Urethrocystoscopy is recommended in select cases. The test allows to detect tumors, urolithiasis, foreign bodies in the urethra and the bladder (e. g., s polypropylene sling and mesh) [46–48].

Magnetic Resonance Imaging (MRI)

Dynamic MRI provides a clearer visualization of the anatomic structures as compared to pelvic floor ultrasound. It generates static and dynamic images (e.g. during PFMC). Regardless, MRI is rarely used in the diagnosis of POP for several reasons. It is not a real-time test. During the test, it is difficult to monitor whether the patient performs PFMC adequately or whether she coactivates the levator ani muscle. Few MRI systems allow testing of the sitting or standing patient. POP test requires ultra-fast acquisition, which is costly, of limited availability, and negatively affects image resolution [14, 49].

Computed tomography (CT)

CT may be used in the diagnostic assessment of the upper urinary tract in patients with post-void residual [14].


Defecography (an X-ray test with contrast agent), in exceptional cases is used in patients with constipation, obstructed defecation combined with fecal incontinence, or fecal incontinence after defecation. The diagnostics of bowel complaints had been discussed elsewhere [25, 50].


Proper diagnostics in patients with pelvic organ prolapse is essential in order to choose optimal therapeutic management, conservative or surgical. Establishing the odds for a successful outcome and the risk factors allow the physician and the patient to make the decision about the optimal course of action, which will meet patient expectations about symptom alleviation and improved quality of life.

Considering inconclusive data, the scope of diagnostic tests is tailored to the individual needs of the patient. The scope of POP diagnostics depends on patient-reported symptoms, results of the earlier, initial diagnostic tests, surgical history, management plan, availability of the equipment and cost.
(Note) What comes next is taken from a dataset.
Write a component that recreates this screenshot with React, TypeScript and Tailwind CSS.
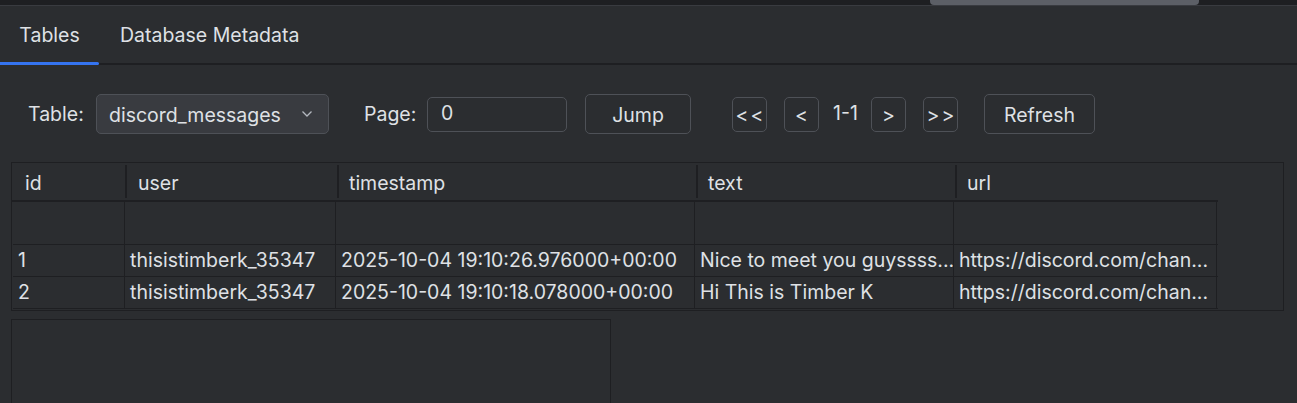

After test completion and before commencement of the treatment, it is necessary to inform the patient that none of the available methods for POP management will ensure complete symptom resolution. Effective POP therapy (especially in advanced POP), using non-surgical or surgical methods, often results in significant improvement or symptom resolution. However, in some patients, a satisfactory outcome of POP treatment may not necessarily correspond to equally satisfying effect on the bothersome symptoms. It is essential to inform the patient that the effect of POP surgery on pain complaints, UI, OAB, post-void residual, difficulty with emptying the bladder, and other symptoms of the lower urinary tract, remains unpredictable. After elective and successful surgery, the symptoms may persist or intensify, not to mention that de novo symptoms may appear as well.

Conflict of interest

All authors declare no conflict of interest.